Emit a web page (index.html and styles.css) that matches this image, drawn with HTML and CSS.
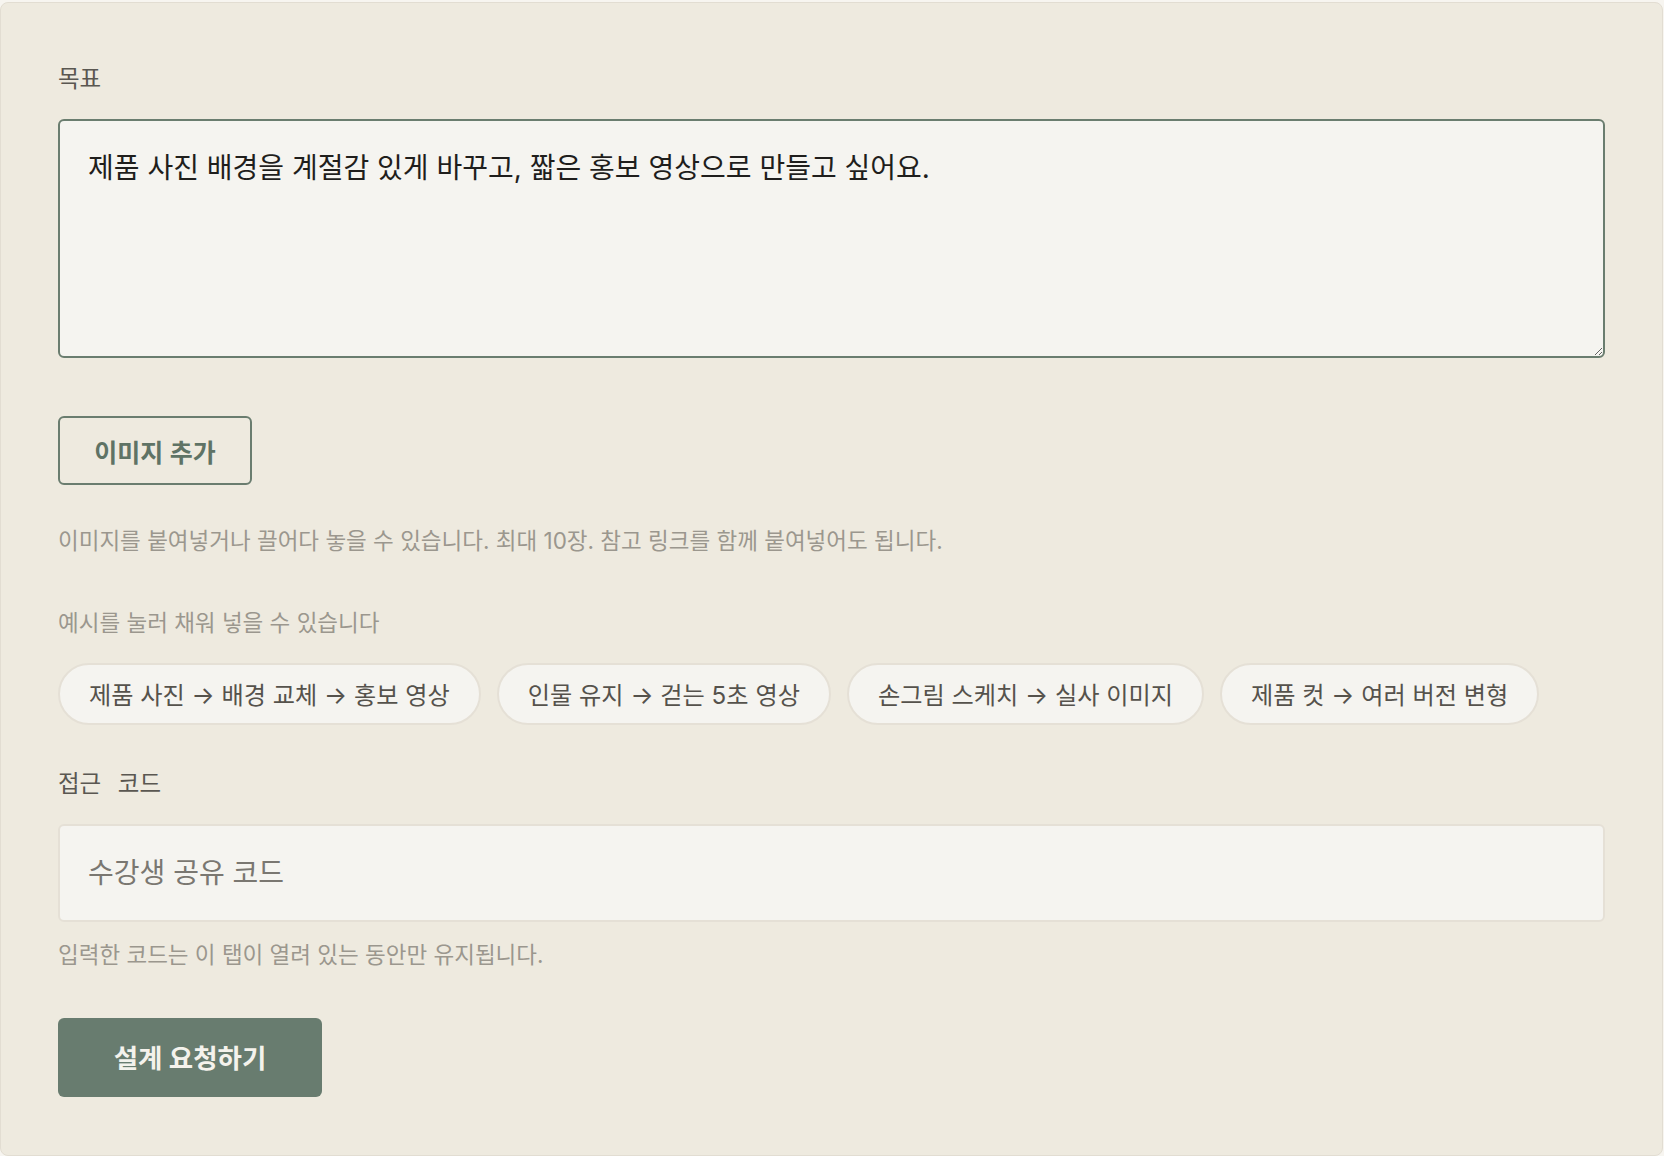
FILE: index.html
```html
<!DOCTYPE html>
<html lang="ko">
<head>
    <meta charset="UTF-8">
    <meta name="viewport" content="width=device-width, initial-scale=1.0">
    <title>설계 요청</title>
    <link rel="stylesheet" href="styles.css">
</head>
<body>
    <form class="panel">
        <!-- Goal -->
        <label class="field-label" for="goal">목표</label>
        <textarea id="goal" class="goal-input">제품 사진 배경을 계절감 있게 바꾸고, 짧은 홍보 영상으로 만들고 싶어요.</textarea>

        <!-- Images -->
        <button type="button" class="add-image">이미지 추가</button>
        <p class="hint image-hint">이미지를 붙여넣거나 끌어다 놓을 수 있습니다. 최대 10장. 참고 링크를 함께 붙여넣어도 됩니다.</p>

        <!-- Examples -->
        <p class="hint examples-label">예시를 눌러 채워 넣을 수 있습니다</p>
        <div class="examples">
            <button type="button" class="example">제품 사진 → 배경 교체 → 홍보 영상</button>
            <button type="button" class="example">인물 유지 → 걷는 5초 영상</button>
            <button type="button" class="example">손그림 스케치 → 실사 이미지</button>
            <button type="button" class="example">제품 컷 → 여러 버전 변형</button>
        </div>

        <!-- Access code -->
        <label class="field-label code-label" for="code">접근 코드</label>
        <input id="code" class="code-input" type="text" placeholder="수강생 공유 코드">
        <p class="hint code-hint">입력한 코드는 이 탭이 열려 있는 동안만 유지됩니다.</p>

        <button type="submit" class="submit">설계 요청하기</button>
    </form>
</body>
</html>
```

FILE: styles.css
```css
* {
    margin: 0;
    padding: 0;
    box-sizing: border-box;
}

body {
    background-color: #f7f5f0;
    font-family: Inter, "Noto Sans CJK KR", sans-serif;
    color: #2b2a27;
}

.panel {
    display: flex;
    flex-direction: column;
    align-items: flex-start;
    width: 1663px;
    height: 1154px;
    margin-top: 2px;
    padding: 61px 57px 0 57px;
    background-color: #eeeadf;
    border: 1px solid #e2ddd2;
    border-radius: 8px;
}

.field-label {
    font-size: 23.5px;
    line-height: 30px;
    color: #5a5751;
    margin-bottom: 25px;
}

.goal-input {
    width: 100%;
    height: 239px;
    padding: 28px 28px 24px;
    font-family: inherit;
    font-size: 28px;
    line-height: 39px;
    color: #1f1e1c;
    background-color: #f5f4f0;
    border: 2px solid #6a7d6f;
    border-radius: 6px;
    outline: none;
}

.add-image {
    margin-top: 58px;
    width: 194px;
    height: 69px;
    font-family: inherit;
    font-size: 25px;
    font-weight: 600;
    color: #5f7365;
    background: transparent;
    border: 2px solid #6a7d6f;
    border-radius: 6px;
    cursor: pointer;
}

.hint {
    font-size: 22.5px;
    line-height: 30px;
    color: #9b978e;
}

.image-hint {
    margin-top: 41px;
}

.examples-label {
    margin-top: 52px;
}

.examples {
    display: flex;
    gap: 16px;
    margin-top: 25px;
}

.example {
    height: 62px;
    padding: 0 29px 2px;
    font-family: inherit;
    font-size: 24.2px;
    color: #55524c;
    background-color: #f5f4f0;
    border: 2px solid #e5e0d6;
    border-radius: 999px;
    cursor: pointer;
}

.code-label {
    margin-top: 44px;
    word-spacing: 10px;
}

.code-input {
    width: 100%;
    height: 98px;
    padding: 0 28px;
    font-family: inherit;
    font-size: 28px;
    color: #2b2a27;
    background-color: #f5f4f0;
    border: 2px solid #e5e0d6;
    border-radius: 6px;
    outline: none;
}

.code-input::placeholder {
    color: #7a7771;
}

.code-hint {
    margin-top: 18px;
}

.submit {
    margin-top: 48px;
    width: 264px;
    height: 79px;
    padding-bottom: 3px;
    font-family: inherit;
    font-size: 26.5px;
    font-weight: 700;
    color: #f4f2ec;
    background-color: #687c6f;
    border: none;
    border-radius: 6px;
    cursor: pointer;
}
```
==
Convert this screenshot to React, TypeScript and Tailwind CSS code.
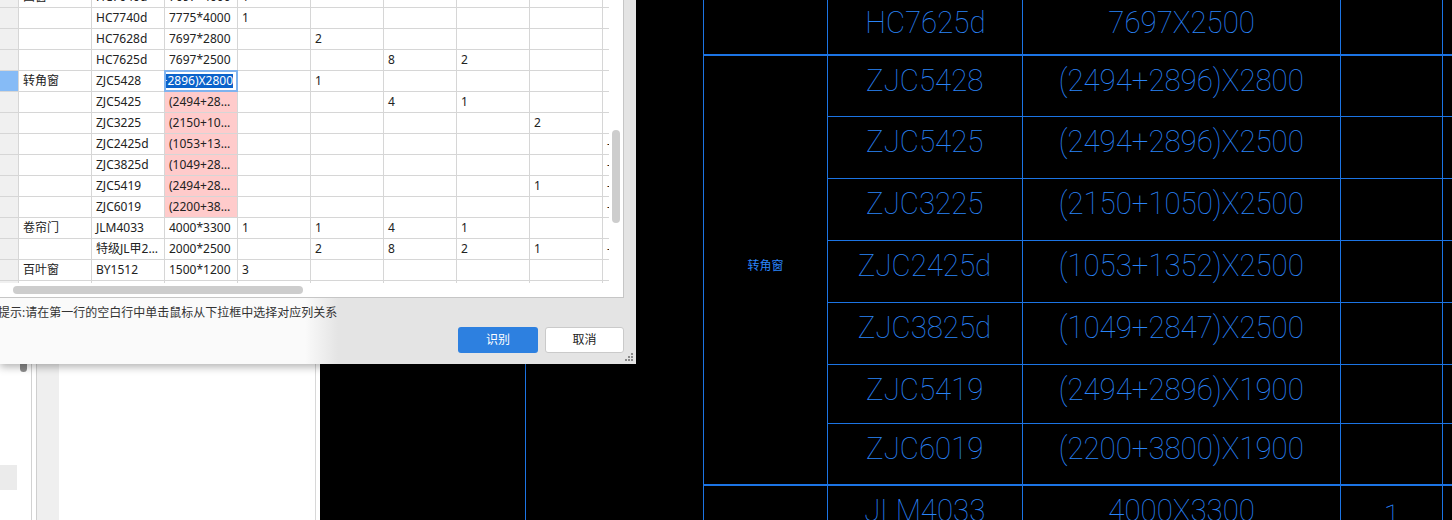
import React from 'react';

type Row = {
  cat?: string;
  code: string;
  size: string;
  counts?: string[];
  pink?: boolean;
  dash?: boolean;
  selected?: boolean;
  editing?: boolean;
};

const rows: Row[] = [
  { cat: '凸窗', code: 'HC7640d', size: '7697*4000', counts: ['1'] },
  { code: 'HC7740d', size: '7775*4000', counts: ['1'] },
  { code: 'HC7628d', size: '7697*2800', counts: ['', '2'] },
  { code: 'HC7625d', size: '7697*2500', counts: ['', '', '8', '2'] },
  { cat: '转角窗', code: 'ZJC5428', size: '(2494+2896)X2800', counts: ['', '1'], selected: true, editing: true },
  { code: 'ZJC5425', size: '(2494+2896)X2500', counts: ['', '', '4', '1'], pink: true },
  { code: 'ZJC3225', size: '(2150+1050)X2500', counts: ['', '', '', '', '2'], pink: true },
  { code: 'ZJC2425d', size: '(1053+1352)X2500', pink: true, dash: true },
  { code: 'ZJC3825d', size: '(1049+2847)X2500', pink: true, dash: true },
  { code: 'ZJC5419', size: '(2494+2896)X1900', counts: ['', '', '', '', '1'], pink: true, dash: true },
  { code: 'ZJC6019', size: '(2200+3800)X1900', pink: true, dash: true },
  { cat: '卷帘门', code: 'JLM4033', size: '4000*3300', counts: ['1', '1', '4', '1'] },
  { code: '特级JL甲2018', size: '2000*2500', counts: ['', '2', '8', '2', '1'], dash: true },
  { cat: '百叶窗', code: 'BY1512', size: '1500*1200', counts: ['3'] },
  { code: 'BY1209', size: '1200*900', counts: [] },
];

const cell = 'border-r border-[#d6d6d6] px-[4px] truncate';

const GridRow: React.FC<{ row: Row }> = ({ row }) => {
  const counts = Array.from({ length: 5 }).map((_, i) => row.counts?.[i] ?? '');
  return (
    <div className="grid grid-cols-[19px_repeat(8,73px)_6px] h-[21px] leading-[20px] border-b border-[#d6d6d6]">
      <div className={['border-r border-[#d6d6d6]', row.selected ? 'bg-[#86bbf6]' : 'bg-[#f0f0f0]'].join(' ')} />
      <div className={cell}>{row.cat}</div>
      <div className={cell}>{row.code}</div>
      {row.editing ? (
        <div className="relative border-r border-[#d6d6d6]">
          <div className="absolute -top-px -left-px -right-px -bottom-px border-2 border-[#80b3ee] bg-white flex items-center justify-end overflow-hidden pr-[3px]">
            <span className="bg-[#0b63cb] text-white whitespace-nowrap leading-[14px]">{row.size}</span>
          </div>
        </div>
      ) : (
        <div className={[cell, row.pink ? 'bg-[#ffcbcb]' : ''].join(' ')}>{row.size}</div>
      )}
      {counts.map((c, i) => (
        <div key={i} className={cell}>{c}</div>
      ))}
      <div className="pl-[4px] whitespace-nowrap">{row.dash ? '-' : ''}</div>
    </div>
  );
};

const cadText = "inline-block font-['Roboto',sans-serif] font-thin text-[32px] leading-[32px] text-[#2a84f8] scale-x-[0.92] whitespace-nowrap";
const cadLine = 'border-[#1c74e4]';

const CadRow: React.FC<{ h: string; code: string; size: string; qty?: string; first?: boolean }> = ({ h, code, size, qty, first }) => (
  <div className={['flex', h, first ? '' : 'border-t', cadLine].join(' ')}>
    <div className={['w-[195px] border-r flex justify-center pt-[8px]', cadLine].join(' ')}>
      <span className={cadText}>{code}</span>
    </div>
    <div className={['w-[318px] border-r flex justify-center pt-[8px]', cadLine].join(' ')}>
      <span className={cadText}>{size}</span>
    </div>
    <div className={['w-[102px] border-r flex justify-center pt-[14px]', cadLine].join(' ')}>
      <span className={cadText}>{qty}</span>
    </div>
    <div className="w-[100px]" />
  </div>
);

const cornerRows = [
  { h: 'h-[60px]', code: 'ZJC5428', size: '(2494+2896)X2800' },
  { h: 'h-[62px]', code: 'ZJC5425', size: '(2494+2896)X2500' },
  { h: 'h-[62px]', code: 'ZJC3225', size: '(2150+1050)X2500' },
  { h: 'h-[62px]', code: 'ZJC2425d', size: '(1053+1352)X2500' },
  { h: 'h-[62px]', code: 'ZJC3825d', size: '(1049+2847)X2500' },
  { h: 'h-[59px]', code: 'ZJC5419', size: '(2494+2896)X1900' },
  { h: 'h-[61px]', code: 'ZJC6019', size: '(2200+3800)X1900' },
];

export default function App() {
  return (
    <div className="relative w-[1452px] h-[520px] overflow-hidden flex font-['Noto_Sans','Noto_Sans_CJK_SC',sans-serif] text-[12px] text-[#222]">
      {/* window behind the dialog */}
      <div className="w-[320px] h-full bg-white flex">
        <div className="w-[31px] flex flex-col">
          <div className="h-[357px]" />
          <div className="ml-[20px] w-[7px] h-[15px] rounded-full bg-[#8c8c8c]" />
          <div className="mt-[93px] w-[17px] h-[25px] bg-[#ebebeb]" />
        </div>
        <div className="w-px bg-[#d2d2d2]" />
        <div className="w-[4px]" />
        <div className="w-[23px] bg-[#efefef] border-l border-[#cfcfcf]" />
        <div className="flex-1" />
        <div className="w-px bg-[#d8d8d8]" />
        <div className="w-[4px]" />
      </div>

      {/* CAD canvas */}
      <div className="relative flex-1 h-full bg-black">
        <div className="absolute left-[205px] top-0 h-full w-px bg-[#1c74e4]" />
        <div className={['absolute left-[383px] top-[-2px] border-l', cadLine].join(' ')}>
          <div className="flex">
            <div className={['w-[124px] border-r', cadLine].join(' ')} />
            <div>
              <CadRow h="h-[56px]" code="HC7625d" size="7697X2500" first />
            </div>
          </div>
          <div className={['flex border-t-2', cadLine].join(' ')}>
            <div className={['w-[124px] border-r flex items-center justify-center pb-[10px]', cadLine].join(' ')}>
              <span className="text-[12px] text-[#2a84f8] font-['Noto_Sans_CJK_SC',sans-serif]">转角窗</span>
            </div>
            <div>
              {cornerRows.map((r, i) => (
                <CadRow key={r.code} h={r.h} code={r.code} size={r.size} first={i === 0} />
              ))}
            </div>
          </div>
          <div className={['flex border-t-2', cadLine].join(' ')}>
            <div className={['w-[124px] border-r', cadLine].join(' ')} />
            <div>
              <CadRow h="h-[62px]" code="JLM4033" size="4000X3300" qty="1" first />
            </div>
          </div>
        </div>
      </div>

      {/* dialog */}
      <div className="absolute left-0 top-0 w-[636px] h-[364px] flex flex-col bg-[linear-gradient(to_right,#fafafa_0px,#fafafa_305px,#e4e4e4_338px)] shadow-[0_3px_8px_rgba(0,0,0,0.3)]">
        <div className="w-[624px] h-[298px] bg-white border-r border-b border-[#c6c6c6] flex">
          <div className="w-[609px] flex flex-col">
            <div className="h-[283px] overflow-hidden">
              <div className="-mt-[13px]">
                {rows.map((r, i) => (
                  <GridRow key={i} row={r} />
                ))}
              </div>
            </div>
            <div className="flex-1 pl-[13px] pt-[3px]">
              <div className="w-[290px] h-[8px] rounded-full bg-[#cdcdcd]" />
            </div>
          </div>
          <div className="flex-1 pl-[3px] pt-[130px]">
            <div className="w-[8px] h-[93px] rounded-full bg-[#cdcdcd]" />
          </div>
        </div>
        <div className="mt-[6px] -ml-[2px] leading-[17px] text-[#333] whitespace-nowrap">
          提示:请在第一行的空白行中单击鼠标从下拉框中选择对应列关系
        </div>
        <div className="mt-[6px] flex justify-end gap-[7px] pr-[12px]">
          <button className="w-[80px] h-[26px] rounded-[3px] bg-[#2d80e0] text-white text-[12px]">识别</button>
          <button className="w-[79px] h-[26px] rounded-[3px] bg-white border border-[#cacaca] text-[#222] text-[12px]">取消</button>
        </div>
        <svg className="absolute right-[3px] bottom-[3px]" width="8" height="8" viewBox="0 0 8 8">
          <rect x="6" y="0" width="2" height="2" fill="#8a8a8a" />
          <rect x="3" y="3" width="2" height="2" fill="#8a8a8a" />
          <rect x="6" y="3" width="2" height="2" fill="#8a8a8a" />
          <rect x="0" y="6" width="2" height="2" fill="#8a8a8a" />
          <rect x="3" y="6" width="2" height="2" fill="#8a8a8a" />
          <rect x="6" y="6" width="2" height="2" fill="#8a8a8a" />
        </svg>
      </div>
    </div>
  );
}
==
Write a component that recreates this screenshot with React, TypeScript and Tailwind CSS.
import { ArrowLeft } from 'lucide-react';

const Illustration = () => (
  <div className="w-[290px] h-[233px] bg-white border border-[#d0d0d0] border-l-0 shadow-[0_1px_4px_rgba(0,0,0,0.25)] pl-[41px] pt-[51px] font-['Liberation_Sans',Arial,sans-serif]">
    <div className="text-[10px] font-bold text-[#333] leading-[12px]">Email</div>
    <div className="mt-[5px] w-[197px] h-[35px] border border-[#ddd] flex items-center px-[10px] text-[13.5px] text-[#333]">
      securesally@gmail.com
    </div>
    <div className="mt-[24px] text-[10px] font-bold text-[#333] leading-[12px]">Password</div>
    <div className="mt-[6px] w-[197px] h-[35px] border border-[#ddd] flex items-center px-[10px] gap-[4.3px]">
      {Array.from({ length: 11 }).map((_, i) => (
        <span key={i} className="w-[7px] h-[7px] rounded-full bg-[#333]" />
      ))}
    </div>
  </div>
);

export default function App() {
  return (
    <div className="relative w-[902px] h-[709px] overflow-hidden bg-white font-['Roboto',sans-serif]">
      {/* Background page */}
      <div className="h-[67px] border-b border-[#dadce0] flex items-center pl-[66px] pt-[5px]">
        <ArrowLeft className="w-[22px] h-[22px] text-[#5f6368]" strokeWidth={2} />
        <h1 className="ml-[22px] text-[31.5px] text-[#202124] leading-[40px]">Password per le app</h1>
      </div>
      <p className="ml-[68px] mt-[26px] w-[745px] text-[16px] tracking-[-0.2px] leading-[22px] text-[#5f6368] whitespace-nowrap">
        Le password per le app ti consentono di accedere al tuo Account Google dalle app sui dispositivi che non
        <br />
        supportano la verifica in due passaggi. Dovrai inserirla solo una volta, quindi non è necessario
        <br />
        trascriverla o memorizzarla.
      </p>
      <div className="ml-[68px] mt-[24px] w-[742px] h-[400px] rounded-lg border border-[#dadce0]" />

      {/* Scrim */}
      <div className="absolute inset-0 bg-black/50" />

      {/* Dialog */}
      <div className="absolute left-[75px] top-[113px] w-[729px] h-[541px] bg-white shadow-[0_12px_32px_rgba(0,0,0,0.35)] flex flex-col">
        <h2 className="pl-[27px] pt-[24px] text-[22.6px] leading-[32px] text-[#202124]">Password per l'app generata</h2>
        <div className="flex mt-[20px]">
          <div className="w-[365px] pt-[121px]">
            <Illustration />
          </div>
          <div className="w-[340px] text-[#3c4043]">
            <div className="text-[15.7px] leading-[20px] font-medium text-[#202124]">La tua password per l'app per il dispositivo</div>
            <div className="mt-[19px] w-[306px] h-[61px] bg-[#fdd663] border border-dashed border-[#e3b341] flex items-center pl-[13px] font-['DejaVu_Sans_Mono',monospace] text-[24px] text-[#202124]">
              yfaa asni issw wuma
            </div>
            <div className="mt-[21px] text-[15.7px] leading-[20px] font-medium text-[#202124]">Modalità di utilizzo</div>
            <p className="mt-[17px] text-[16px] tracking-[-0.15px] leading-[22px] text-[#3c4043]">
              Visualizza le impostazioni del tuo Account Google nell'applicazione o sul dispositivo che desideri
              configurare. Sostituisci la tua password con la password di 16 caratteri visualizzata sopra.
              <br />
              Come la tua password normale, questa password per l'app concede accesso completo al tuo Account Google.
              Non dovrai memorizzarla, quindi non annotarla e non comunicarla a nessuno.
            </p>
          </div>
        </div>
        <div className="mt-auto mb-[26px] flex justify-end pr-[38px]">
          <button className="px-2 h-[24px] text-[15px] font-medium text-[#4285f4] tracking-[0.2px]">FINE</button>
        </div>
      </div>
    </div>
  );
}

**WORK TO DO:** List every line above containing the word "screenshot".

**FINAL RESULT:**
Convert this screenshot to React, TypeScript and Tailwind CSS code.
Write a component that recreates this screenshot with React, TypeScript and Tailwind CSS.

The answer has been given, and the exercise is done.